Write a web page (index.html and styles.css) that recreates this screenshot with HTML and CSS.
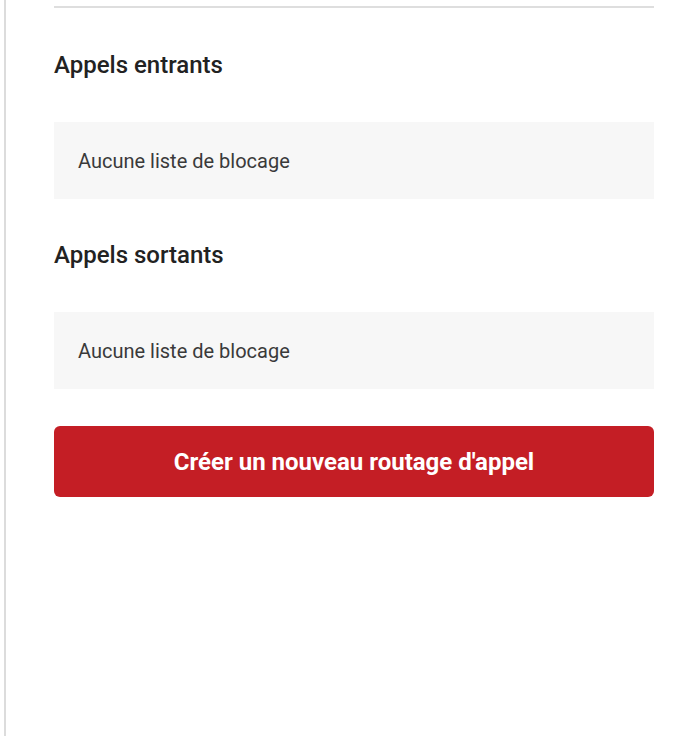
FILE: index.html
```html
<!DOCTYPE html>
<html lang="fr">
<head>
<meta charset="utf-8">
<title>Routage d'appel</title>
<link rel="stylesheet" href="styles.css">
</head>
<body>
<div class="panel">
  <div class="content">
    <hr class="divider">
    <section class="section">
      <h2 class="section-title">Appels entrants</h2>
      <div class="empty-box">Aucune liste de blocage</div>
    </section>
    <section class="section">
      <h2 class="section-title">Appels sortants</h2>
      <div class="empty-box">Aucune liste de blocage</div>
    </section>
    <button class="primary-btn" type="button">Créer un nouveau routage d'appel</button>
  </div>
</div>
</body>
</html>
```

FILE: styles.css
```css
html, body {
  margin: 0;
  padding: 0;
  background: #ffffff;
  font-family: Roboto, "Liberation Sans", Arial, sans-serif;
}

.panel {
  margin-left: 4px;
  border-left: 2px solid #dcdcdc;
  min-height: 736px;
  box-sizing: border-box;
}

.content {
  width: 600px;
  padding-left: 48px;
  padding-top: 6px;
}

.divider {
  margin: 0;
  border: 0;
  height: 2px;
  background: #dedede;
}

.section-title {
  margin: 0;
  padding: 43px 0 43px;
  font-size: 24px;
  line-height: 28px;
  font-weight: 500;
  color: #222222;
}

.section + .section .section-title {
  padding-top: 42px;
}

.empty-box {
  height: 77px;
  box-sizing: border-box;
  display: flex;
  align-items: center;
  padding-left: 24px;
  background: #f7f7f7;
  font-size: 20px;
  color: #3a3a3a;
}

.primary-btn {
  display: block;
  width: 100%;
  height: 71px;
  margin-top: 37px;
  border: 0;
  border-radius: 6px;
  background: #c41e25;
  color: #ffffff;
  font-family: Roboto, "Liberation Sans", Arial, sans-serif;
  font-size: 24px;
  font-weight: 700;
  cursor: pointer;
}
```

____________

_WHAT YOU ARE ASKED TO DO_
Each line above that includes "index" should be shown.

_REPLY_
Write a web page (index.html and styles.css) that recreates this screenshot with HTML and CSS.
FILE: index.html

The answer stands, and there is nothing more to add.